The future of death row inmate Ruben Gutierrez’s federal appeal over post-conviction DNA testing in the 1998 murder of Escolastica Harrison is under question as officials wait for a judge to rule on a motion to dismiss filed on Tuesday.

If Gutierrez’s federal petition were to be granted, it would halt the execution, explained Cameron County District Attorney Luis V. Saenz. “Conversely, if the defense’s federal petition gets denied, the execution would move forward,” he said.

Gutierrez was convicted of capital murder and sentenced to death for his participation in the 1998 robbery and murder of 85-year-old Escolastica Harrison at her residence in a mobile home park she owned in Brownsville.
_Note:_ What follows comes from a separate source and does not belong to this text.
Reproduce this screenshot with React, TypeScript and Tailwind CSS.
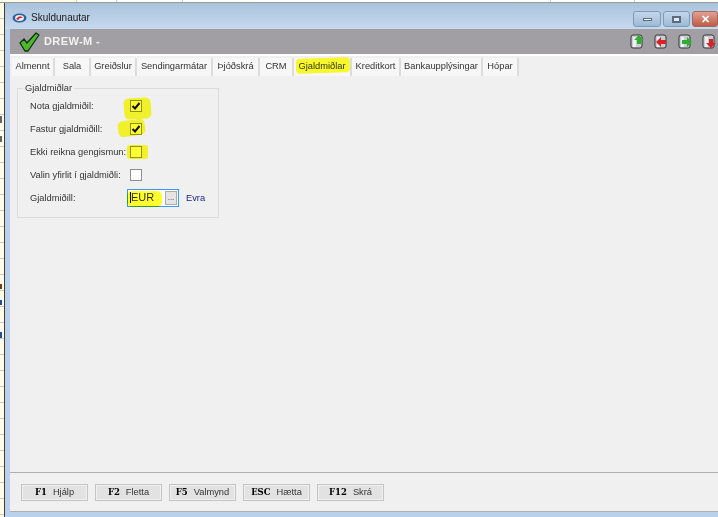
const font = "[font-family:'Liberation_Sans',sans-serif]";

const tabs = [
  { label: "Almennt", w: "w-[43px]" },
  { label: "Sala", w: "w-[36px]" },
  { label: "Greiðslur", w: "w-[46px]" },
  { label: "Sendingarmátar", w: "w-[76px]" },
  { label: "Þjóðskrá", w: "w-[47px]" },
  { label: "CRM", w: "w-[34px]" },
  { label: "Gjaldmiðlar", w: "w-[58px]" },
  { label: "Kreditkort", w: "w-[49px]" },
  { label: "Bankaupplýsingar", w: "w-[82px]" },
  { label: "Hópar", w: "w-[36px]" },
];

const footerButtons = [
  { key: "F1", label: "Hjálp" },
  { key: "F2", label: "Fletta" },
  { key: "F5", label: "Valmynd" },
  { key: "ESC", label: "Hætta" },
  { key: "F12", label: "Skrá" },
];

const Barrel = ({ color, dir }: { color: string; dir: "up" | "left" | "right" | "down" }) => {
  const arrows = {
    up: "M9 1 L14 6 L11 6 L11 10 L7 10 L7 6 L4 6 Z",
    down: "M9 14 L14 9 L11 9 L11 5 L7 5 L7 9 L4 9 Z",
    left: "M2 8 L7 3 L7 6 L12 6 L12 10 L7 10 L7 13 Z",
    right: "M14 8 L9 3 L9 6 L4 6 L4 10 L9 10 L9 13 Z",
  };
  return (
    <svg width="15" height="15" viewBox="0 0 15 15">
      <rect x="1" y="1" width="11" height="13" rx="2" fill="#c9ced3" stroke="#33363b" />
      <rect x="3" y="3" width="3" height="10" fill="#eef1f3" />
      <path d={arrows[dir]} fill={color} />
    </svg>
  );
};

const Check = ({ checked }: { checked?: boolean }) => (
  <span className="flex h-[12px] w-[12px] items-center justify-center border border-[#8e8f8f] bg-white">
    {checked && (
      <svg width="10" height="10" viewBox="0 0 10 10">
        <path d="M1.5 5 L4 7.5 L8.5 2" fill="none" stroke="#111" strokeWidth="2" />
      </svg>
    )}
  </span>
);

const Row = ({ label, children }: { label: string; children: React.ReactNode }) => (
  <div className="flex h-[23px] items-center">
    <span className="w-[100px] shrink-0 whitespace-nowrap pt-[2px] text-[#333]">{label}</span>
    {children}
  </div>
);

export default function App() {
  return (
    <div className={`${font} relative flex h-[517px] w-[718px] flex-col overflow-hidden bg-white text-[9.3px] leading-none text-[#333]`}>
      {/* spreadsheet behind the window */}
      <div className="flex h-[3px] shrink-0 border-b border-[#9a9a9a]">
        <div className="w-[77px] border-r border-[#ccc] bg-[#fffbe6]" />
        <div className="w-[40px] border-r border-[#ccc]" />
        <div className="w-[66px] border-r border-[#ccc]" />
        <div className="w-[368px] border-r border-[#ccc]" />
        <div className="w-[84px] border-r border-[#ccc]" />
      </div>
      <div className="flex min-h-0 flex-1">
        <div className="relative w-[4px] shrink-0 overflow-hidden bg-[#fffbe6] bg-[repeating-linear-gradient(to_bottom,transparent_0,transparent_15px,#c9c9c9_15px,#c9c9c9_16px)]">
          <div className="absolute left-0 top-[113px] h-[7px] w-[2px] bg-[#666]" />
          <div className="absolute left-0 top-[133px] h-[6px] w-[2px] bg-[#666]" />
          <div className="absolute left-0 top-[281px] h-[5px] w-[2px] bg-[#7a3a10]" />
          <div className="absolute left-0 top-[297px] h-[5px] w-[2px] bg-[#1f4e9a]" />
          <div className="absolute left-0 top-[329px] h-[6px] w-[2px] bg-[#1f4e9a]" />
        </div>

        {/* window */}
        <div className="flex min-w-0 flex-1 flex-col border-l border-[#3f3f3f] bg-[#b9d1ea]">
          <div className="flex h-[26px] shrink-0 items-start bg-gradient-to-b from-[#a9c3dc] to-[#c6d9ee] pl-[7px]">
            <svg className="mt-[10px]" width="15" height="10" viewBox="0 0 15 10">
              <ellipse cx="7.5" cy="5" rx="7" ry="4.5" fill="#2f5f9e" />
              <ellipse cx="7.5" cy="5" rx="4.5" ry="3" fill="#e8eef5" />
              <path d="M4 6 Q8 1 11 5 Q8 4 6 7 Z" fill="#c8262c" />
            </svg>
            <span className="ml-[4px] mt-[10px] text-[10px] text-[#1a1a1a]">Skuldunautar</span>
            <div className="ml-auto mt-[8px] flex gap-[2px]">
              <div className="flex h-[16px] w-[28px] items-center justify-center rounded-[3px] border border-[#7f9ab5] bg-gradient-to-b from-[#c3d6ea] to-[#9dbad6]">
                <div className="h-[3px] w-[9px] border border-[#5a6b80] bg-white" />
              </div>
              <div className="flex h-[16px] w-[27px] items-center justify-center rounded-[3px] border border-[#7f9ab5] bg-gradient-to-b from-[#c3d6ea] to-[#9dbad6]">
                <div className="h-[7px] w-[9px] border-2 border-[#5a6b80] bg-[#dfe9f3]" />
              </div>
              <div className="flex h-[16px] w-[26px] items-center justify-center rounded-[3px] border border-[#a06a60] bg-gradient-to-b from-[#e2a193] to-[#bf5a46] text-[11px] font-bold text-white">
                ✕
              </div>
            </div>
          </div>

          <div className="flex min-h-0 flex-1 pl-[5px]">
            <div className="flex min-w-0 flex-1 flex-col bg-[#f0f0f0]">
              <div className="flex h-[27px] shrink-0 items-center border-b-2 border-white bg-[#a19fa3] pl-[8px] pr-[1px]">
                <svg width="22" height="22" viewBox="0 0 22 22">
                  <path d="M2 12 L6 8 L9 12 L18 2 L21 4 L10 20 L7 20 Z" fill="#4cb82e" stroke="#12300c" strokeWidth="1.3" strokeLinejoin="round" />
                </svg>
                <span className="ml-[4px] text-[11px] font-bold tracking-[0.4px] text-[#f2f2f2]">DREW-M -</span>
                <div className="ml-auto flex gap-[9px]">
                  <Barrel color="#2fae2f" dir="up" />
                  <Barrel color="#d8222a" dir="left" />
                  <Barrel color="#2fae2f" dir="right" />
                  <Barrel color="#d8222a" dir="down" />
                </div>
              </div>

              <div className="flex h-[20px] shrink-0 items-stretch pl-[2px] pt-[2px]">
                {tabs.map((t) => (
                  <div
                    key={t.label}
                    className={`${t.w} flex shrink-0 items-center justify-center whitespace-nowrap border-r-2 border-[#dcdcdc] bg-[#f7f7f7]`}
                  >
                    {t.label}
                  </div>
                ))}
              </div>

              <div className="min-h-0 flex-1 pl-[7px] pt-[8px]">
                <fieldset className="h-[134px] w-[202px] border border-[#dcdcdc] pl-[12px] pr-0 pt-[1px]">
                  <legend className="-ml-[7px] px-[2px]">Gjaldmiðlar</legend>
                  <Row label="Nota gjaldmiðil:"><Check checked /></Row>
                  <Row label="Fastur gjaldmiðill:"><Check checked /></Row>
                  <Row label="Ekki reikna gengismun:"><Check /></Row>
                  <Row label="Valin yfirlit í gjaldmiðli:"><Check /></Row>
                  <Row label="Gjaldmiðill:">
                    <div className="-ml-[3px] flex h-[18px] w-[52px] items-center justify-between border border-[#3399ff] bg-white pl-[2px] pr-[1px] text-[11px]">
                      <span className="border-l border-black">EUR</span>
                      <span className="flex h-[14px] w-[12px] items-center justify-center border border-[#aaa] bg-[#e4e4e4] text-[8px]">...</span>
                    </div>
                    <span className="ml-[7px] pt-[2px] text-[#22228a]">Evra</span>
                  </Row>
                </fieldset>
              </div>

              <div className="flex h-[40px] shrink-0 items-start gap-[7px] border-y border-[#b0b0b0] pl-[11px] pt-[11px]">
                {footerButtons.map((b) => (
                  <div
                    key={b.key}
                    className="flex h-[17px] w-[67px] items-center justify-center gap-[6px] border border-[#c4c4c4] bg-[#e2e2e2] shadow-[inset_0_0_0_1px_#f0f0f0]"
                  >
                    <span className="font-['DejaVu_Serif',serif] text-[8.5px] font-bold text-black">{b.key}</span>
                    <span>{b.label}</span>
                  </div>
                ))}
              </div>
            </div>
          </div>
          <div className="h-[5px] shrink-0" />
        </div>
      </div>

      {/* highlighter marks */}
      <div className="pointer-events-none absolute inset-0 mix-blend-multiply">
        <div className="absolute left-[296px] top-[58px] h-[15px] w-[54px] rotate-[-2deg] rounded-[4px] bg-[#ffff2e]" />
        <div className="absolute left-[124px] top-[98px] h-[21px] w-[27px] rotate-[-4deg] rounded-[5px] bg-[#ffff2e]" />
        <div className="absolute left-[118px] top-[120px] h-[16px] w-[27px] rotate-[-8deg] rounded-[5px] bg-[#ffff2e]" />
        <div className="absolute left-[127px] top-[145px] h-[14px] w-[21px] rounded-[3px] bg-[#ffff2e]" />
        <div className="absolute left-[127px] top-[191px] h-[16px] w-[35px] rounded-[5px] bg-[#ffff2e]" />
      </div>
    </div>
  );
}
He is set to be executed on June 16.

The motion to dismiss argued the court lacks jurisdiction to grant Gutierrez any stay of execution and that he failed to demonstrate violation of due process rights under Texas law regulating post-conviction DNA testing. The complaint, the defense argued, was filed more than six years after a federal statute of limitations on post-conviction DNA testing ran out.

The issue of immunity was raised — prosecutorial in the case of Saenz and additional immunity for defendants under the 11th Amendment.

A section of Gutierrez’s complaint alleged the Texas Department of Criminal Justice failed to address a grievance requesting that a chaplain be present in the execution chamber in accordance with his Christian faith. In response, officials cited a requirement under the Prison Litigation Reform Act to exhaust all administrative remedies before Gutierrez can challenge the state’s execution procedures.

The state’s motion referenced the Rooker-Feldman doctrine, prohibiting a federal court from “entertaining collateral acts on state court judgments” — in reference to multiple appeals by Gutierrez at the state and federal levels which have resulted in the courts denying his request to test the evidence. The state has argued, in part, that DNA testing would not necessarily exonerate him.

Gutierrez was scheduled to be executed on Oct. 30 before the Court of Criminal Appeals stayed the process due to a defect in the death warrant served to the man’s lawyers. In February, CCA lifted its stay and the execution warrant signed by Judge Benjamin Euresti, Jr. of the 107th state District Court of Cameron County was successfully served.

“We continue to fight every petition they file, whether it be state or federal. We’re still hoping that justice will finally be carried out. The victim’s sister is getting older and she has mentally committed to stay alive along as it takes to see this justice be delivered for her sister,” said Saenz.